Ewald Nowotny und Jens Weidmann ©OeNB

Weidmann: EZB-Rat braucht Erfahrung und Eigenständigkeit

Bundesbankpräsident Jens Weidmann hat die Verdienste des ehemaligen Gouverneurs der Österreichischen Nationalbank (OeNB) und Mitglieds im EZB-Rat, Ewald Nowotny, gewürdigt. „Ewald Nowotny ist auf seine charmante Art stets sein eigener, einfallsreicher Kopf“, sagte Weidmann bei einer Rede in Wien. Und als solcher habe er den EZB-Rat über lange Zeit geprägt. Dem Nachfolger Nowotnys, Robert Holzmann, wünschte der Bundesbankpräsident viel Erfolg. „Ich freue mich auf die Begegnungen und den Austausch im EZB-Rat und außerhalb“, so Weidmann.  Auch Nowotny bedankte sich bei Weidmann für sein Kommen und blickte bei der Veranstaltung auf seine Amtszeit zurück. „Notenbanken sind Institutionen, die auf Stabilität und Nachhaltigkeit basieren. Es war mir eine Ehre dieses Amt innezuhaben und damit auch Teil des EZB-Rats zu sein“, sagte er.

Nicht an Kaufgrenzen rütteln

Bei seiner Rede warnte Weidmann mit Blick auf die Geldpolitik davor, an den Regeln des Anleihekaufprogramms des Eurosystems zu rütteln. Die Grenzen für das Programm seien eingezogen worden, um das Risiko zu mindern, dass die Geldpolitik ins Schlepptau der Finanzpolitik gerate, sagte er. Nach diesen Regeln darf das Eurosystem nur Anleihen eines Staates in einem Volumen von maximal 33 Prozent aller im Umlauf befindlichen Staatsanleihen kaufen. Zudem orientieren sich die Geschäfte am Kapitalschlüssel der EZB und nicht nach dem Umfang der Staatsverschuldung eines Landes im Euroraum.

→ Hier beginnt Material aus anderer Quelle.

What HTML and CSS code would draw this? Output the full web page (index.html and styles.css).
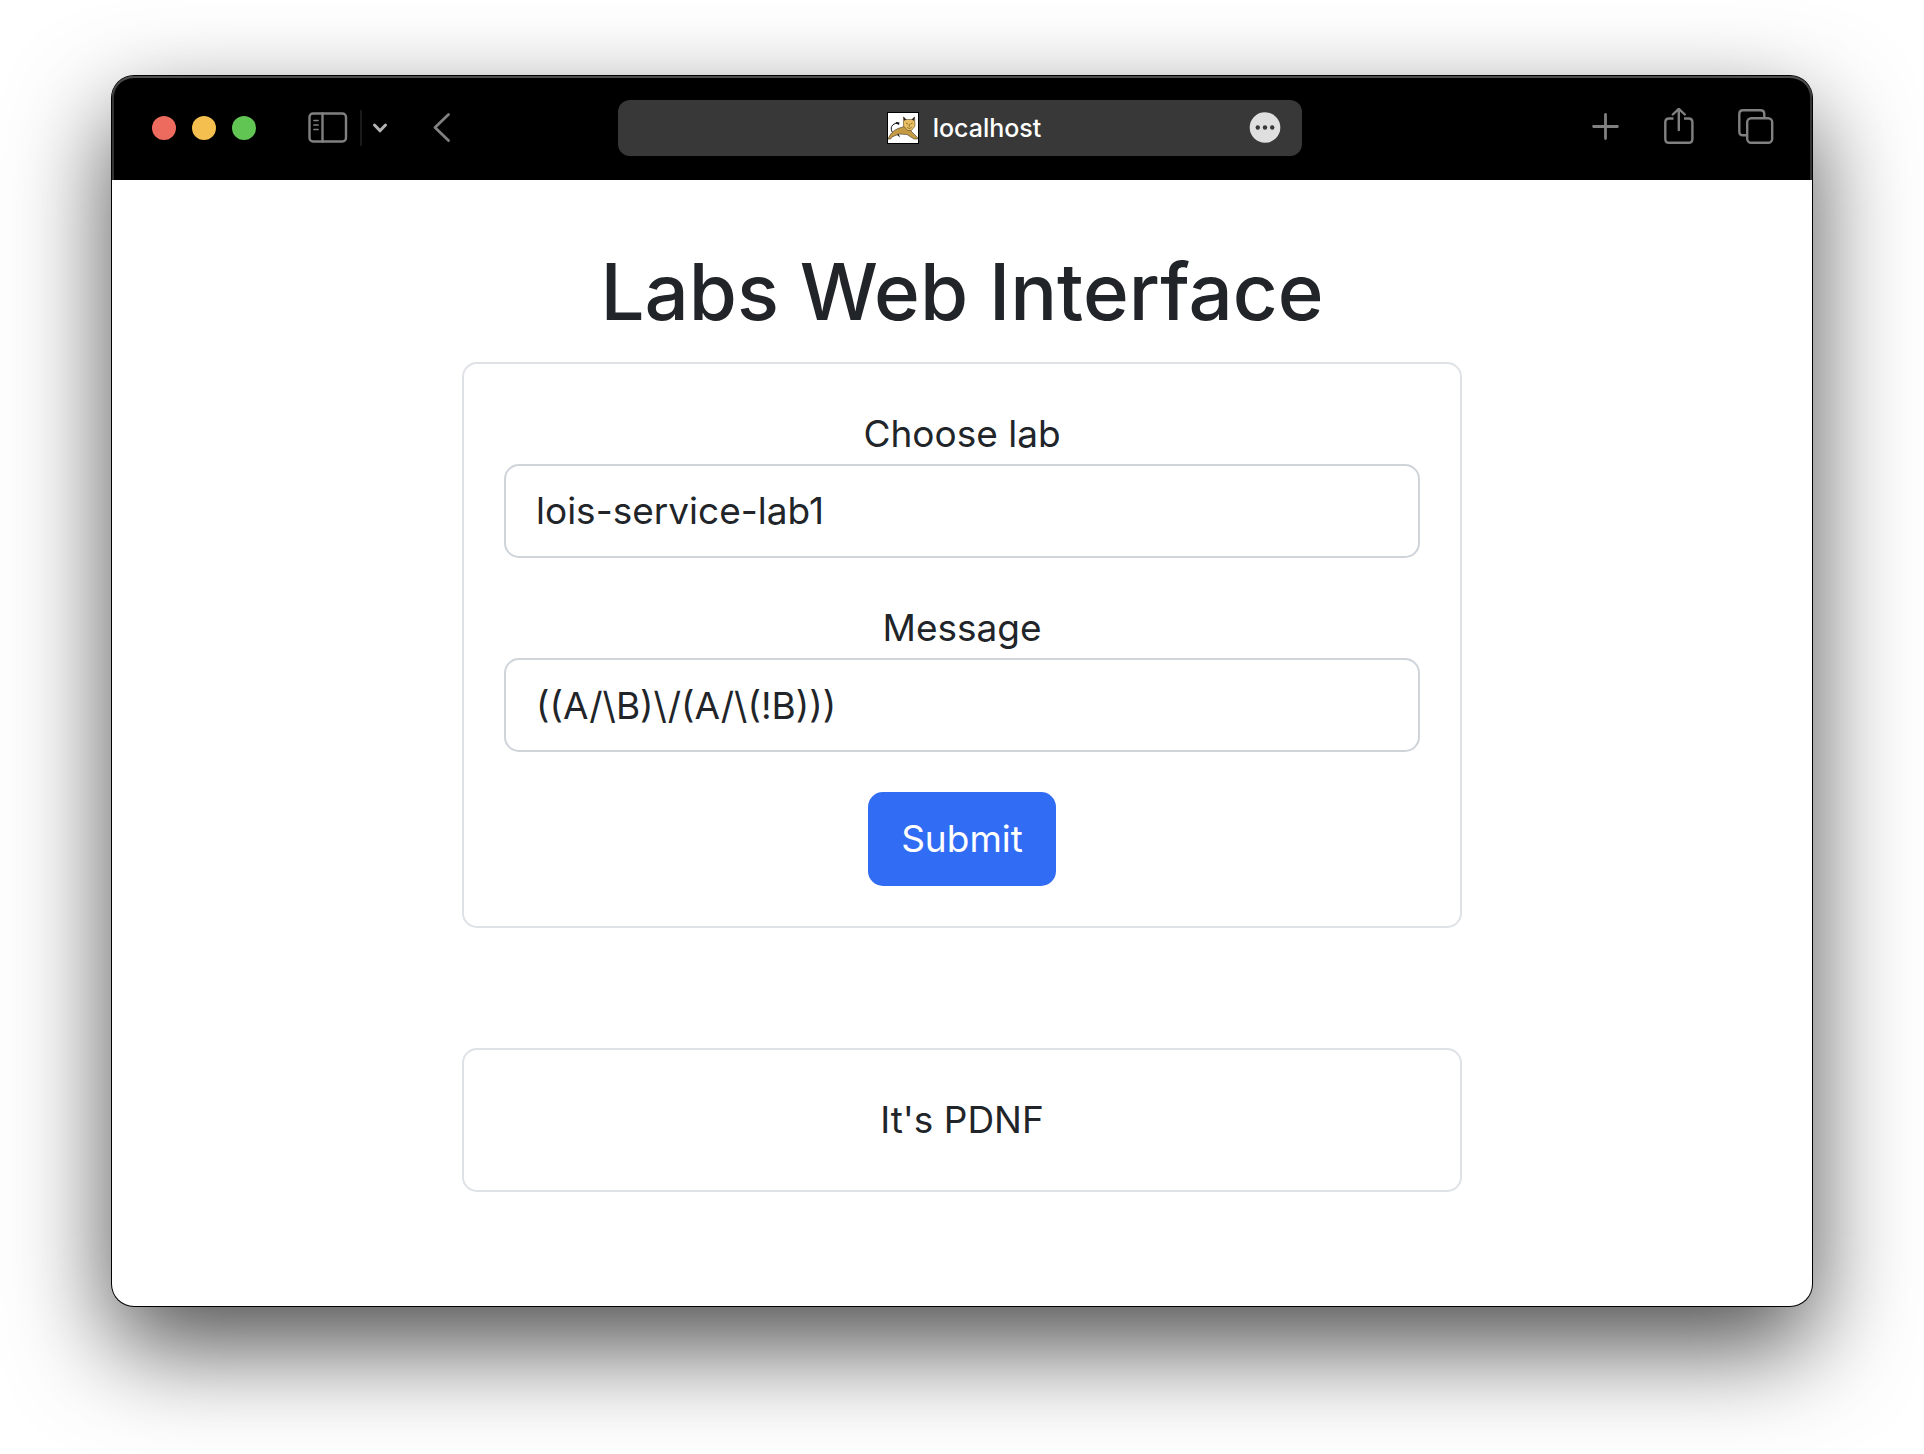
FILE: index.html
```html
<!DOCTYPE html>
<html lang="en">
<head>
  <meta charset="utf-8">
  <meta name="viewport" content="width=device-width, initial-scale=1">
  <title>Labs Web Interface</title>
  <link rel="stylesheet" href="styles.css">
</head>
<body>
  <div class="window">
    <header class="toolbar">
      <div class="toolbar-left">
        <div class="lights">
          <button class="light light-close" type="button" aria-label="Close"></button>
          <button class="light light-minimize" type="button" aria-label="Minimize"></button>
          <button class="light light-zoom" type="button" aria-label="Zoom"></button>
        </div>
        <button class="tool tool-sidebar" type="button" aria-label="Sidebar">
          <svg width="40" height="40" viewBox="0 0 40 40" fill="none" stroke="#808080" stroke-width="2.4" stroke-linecap="round">
            <rect x="1.5" y="5.5" width="36.5" height="28" rx="3.5"/>
            <path d="M14.5 5.5V33.5"/>
            <path d="M6 12.5H10M6 17H10M6 21.5H10" stroke-width="1.7"/>
          </svg>
        </button>
        <span class="divider"></span>
        <button class="tool tool-menu" type="button" aria-label="Sidebar options">
          <svg width="16" height="40" viewBox="0 0 16 40" fill="none" stroke="#b4b4b4" stroke-width="3" stroke-linecap="round" stroke-linejoin="round">
            <path d="M2.5 17L8 22.8L13.5 17"/>
          </svg>
        </button>
        <button class="tool tool-back" type="button" aria-label="Back">
          <svg width="20" height="40" viewBox="0 0 20 40" fill="none" stroke="#808080" stroke-width="2.8" stroke-linecap="round" stroke-linejoin="round">
            <path d="M16.5 6.5L3 19.5L16.5 32.5"/>
          </svg>
        </button>
      </div>
      <div class="address">
        <span class="site">
          <svg class="favicon" width="32" height="32" viewBox="0 0 32 32">
            <rect x="0.5" y="0.5" width="31" height="31" fill="#fff" stroke="#000"/>
            <path d="M5.5 20.5C2.8 16 4.5 11.5 11 11" fill="none" stroke="#111" stroke-width="1"/>
            <path d="M8.5 10L12.5 10.5L12 13L9.5 11.8Z" fill="#111"/>
            <path d="M7 20L13 25.5L11 20Z" fill="#111"/>
            <path d="M1 27C3 22 6 18.5 11 16.5L17 14.5L24 19L30.5 25.5V27H27L20 22.5L12 22L5 25L3.5 27Z" fill="#c59a45" stroke="#3c3528" stroke-width="0.6"/>
            <path d="M16.5 5L19 7.5H25L27.5 5L28 14L24.5 18.5H20.5L16.5 14Z" fill="#e9bd62" stroke="#5e4b26" stroke-width="0.6"/>
            <path d="M16.3 4.5L19.3 7.7L17 8.8ZM27.7 4.5L24.7 7.7L27.2 8.8Z" fill="#222"/>
            <path d="M19 11L21 12M25.5 11L23.5 12M22.3 12V15M20 15.5L22.3 16.5L24.8 15.5" fill="none" stroke="#80662f" stroke-width="0.8"/>
          </svg>
          <span>localhost</span>
        </span>
        <button class="tool more" type="button" aria-label="Page menu">
          <svg width="32" height="32" viewBox="0 0 32 32">
            <circle cx="16" cy="15.5" r="15.3" fill="#dfdfdf"/>
            <g fill="#383838"><circle cx="8.8" cy="15.5" r="2.2"/><circle cx="16" cy="15.5" r="2.2"/><circle cx="23.2" cy="15.5" r="2.2"/></g>
          </svg>
        </button>
      </div>
      <div class="toolbar-right">
        <button class="tool" type="button" aria-label="New tab">
          <svg width="28" height="40" viewBox="0 0 28 40" fill="none" stroke="#808080" stroke-width="2.8" stroke-linecap="round">
            <path d="M1.6 18.5H25.4M13.5 6.5V30.5"/>
          </svg>
        </button>
        <button class="tool" type="button" aria-label="Share">
          <svg width="30" height="40" viewBox="0 0 30 40" fill="none" stroke="#808080" stroke-width="2.4" stroke-linecap="round" stroke-linejoin="round">
            <path d="M9.5 10.5H5Q1.3 10.5 1.3 14.2V31Q1.3 34.8 5 34.8H24.6Q28.4 34.8 28.4 31V14.2Q28.4 10.5 24.6 10.5H20" stroke-linecap="butt"/>
            <path d="M14.8 22V0.8M8.8 6.5L14.8 0.8L20.8 6.5"/>
          </svg>
        </button>
        <button class="tool" type="button" aria-label="Tab overview">
          <svg width="36" height="40" viewBox="0 0 36 40" fill="none" stroke="#808080" stroke-width="2.4">
            <path d="M9 27.3H5Q1.3 27.3 1.3 23.5V6Q1.3 2.3 5 2.3H22.5Q26.3 2.3 26.3 6V10"/>
            <rect x="9.2" y="10.2" width="25" height="24.6" rx="4"/>
          </svg>
        </button>
      </div>
    </header>
    <main class="page">
      <h1 class="title">Labs Web Interface</h1>
      <form class="card">
        <label class="label" for="lab">Choose lab</label>
        <select class="control" id="lab">
          <option>lois-service-lab1</option>
        </select>
        <label class="label" for="message">Message</label>
        <input class="control" id="message" type="text" value="((A/\B)\/(A/\(!B)))">
        <button class="submit" type="button">Submit</button>
      </form>
      <section class="card result">It's PDNF</section>
    </main>
  </div>
</body>
</html>
```
FILE: styles.css
```css
* {
  box-sizing: border-box;
}

body {
  margin: 0;
  padding: 76px 112px 148px;
  background: #fff;
  color: #212529;
  font-family: Inter, "Liberation Sans", sans-serif;
  font-size: 37px;
  line-height: 60px;
}

button {
  margin: 0;
  padding: 0;
  border: 0;
  font: inherit;
}

.window {
  border-radius: 22px;
  background: #fff;
  box-shadow: 0 0 0 1px #000, 0 40px 100px rgba(0, 0, 0, 0.7);
}

.toolbar {
  display: grid;
  grid-template-columns: minmax(0, 1fr) minmax(0, 684px) minmax(0, 1fr);
  align-items: center;
  height: 104px;
  padding: 0 38px 0 34px;
  border-radius: 22px 22px 0 0;
  background: #000;
  box-shadow: inset 0 2px #4d4d4d, inset 2px 0 #333, inset -2px 0 #333;
}

.toolbar-left,
.toolbar-right,
.lights {
  display: flex;
  align-items: center;
}

.toolbar-left {
  padding-left: 6px;
}

.toolbar-right {
  justify-content: flex-end;
  gap: 44px;
}

.lights {
  gap: 16px;
}

.light {
  width: 24px;
  height: 24px;
  border-radius: 50%;
}

.light-close {
  background: #ec6a5e;
}

.light-minimize {
  background: #f4bf4f;
}

.light-zoom {
  background: #61c554;
}

.tool {
  display: flex;
  background: none;
}

.tool-sidebar {
  margin-left: 52px;
}

.divider {
  width: 2px;
  height: 36px;
  margin: 0 10px 0 12px;
  background: #1a1a1a;
}

.tool-back {
  margin-left: 44px;
}

.address {
  display: grid;
  grid-template-columns: 32px 1fr 32px;
  align-items: center;
  height: 56px;
  padding: 0 21px;
  border-radius: 12px;
  background: #383838;
  color: #fff;
  font-size: 25px;
  font-weight: 500;
  line-height: 34px;
}

.site {
  display: flex;
  grid-column: 2;
  align-items: center;
  justify-content: center;
  gap: 14px;
  padding-left: 8px;
}

.page {
  display: flex;
  flex-direction: column;
  align-items: center;
  padding: 64px 24px 114px;
}

.title {
  margin: 0 0 22px;
  font-size: 78px;
  font-weight: 500;
  line-height: 96px;
}

.card {
  display: flex;
  flex-direction: column;
  align-items: center;
  width: 100%;
  max-width: 1000px;
  padding: 40px;
  border: 2px solid #dee2e6;
  border-radius: 15px;
}

.control {
  width: 100%;
  height: 94px;
  margin: 0 0 40px;
  padding: 15px 30px;
  border: 2px solid #ced4da;
  border-radius: 15px;
  appearance: none;
  background: #fff;
  color: inherit;
  font: inherit;
}

.submit {
  padding: 17px 33px;
  border-radius: 15px;
  background: #316cf4;
  color: #fff;
}

.result {
  margin-top: 120px;
}
```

Weidmann warnte davor, dass es mit den jüngsten Beschlüssen des EZB-Rats nur eine Frage der Zeit sei, bis die Kaufgrenzen in Frage gestellt würden. Bei der Ratssitzung im September hatte der EZB-Rat eine neue umfangreiche Lockerung der Geldpolitik beschlossen und dabei auch die Wiederaufnahme von Nettoanleihekäufen beschlossen. Seine Kritik an diesen Beschlüssen wiederholte der Bundesbankpräsident in Wien. Er halte das umfangreiche Paket an Maßnahmen in seiner Gesamtheit für unnötig und überzogen, sagte er mit Verweis auf die wirtschaftliche Lage und die Perspektiven im Euroraum, die nicht so schlecht seien. „Die Löhne steigen deutlich, die Vorausschätzung für die Inflationsrate in zwei Jahren wurde nur leicht herabgesetzt, und die Gefahr einer Deflation, also dauerhaft sinkender Preise und Löhne, ist nicht zu erkennen“, so Weidmann.

Verschiedene Meinungen wichtig

Der Bundesbankpräsident betonte zudem die Wichtigkeit der Meinungsvielfalt im EZB-Rat. Eine möglichst vollständige Betrachtung von Daten, Konzepten und möglichen Sichtweisen sei gerade dann wichtig, wenn die Unsicherheit über die zukünftige Entwicklung besonders hoch sei, sagte er. „Mit Blick auf die Konjunktur in der Welt und im Euroraum befinden wir uns zweifelsohne in einer solchen Phase der Unsicherheit“, sagte der Bundesbankpräsident. Was der EZB-Rat brauche, seien Erfahrung und Eigenständigkeit im Urteil. Darauf komme es entscheidend an, damit das Urteil einer Gruppe dem einer Einzelperson überlegen sei. Mit Bedauern habe er den Rücktritt von Sabine Lautenschläger zur Kenntnis genommen. „Ihre Stimme hat den Rat bereichert und wird uns künftig fehlen“, sagte er. Die Vielfalt der Meinungen und Perspektiven sei stets die Stärke dieses Gremiums gewesen, nicht die Schwäche, so Weidmann. Die EZB-Direktorin will ihren Posten zum 31. Oktober aufgeben.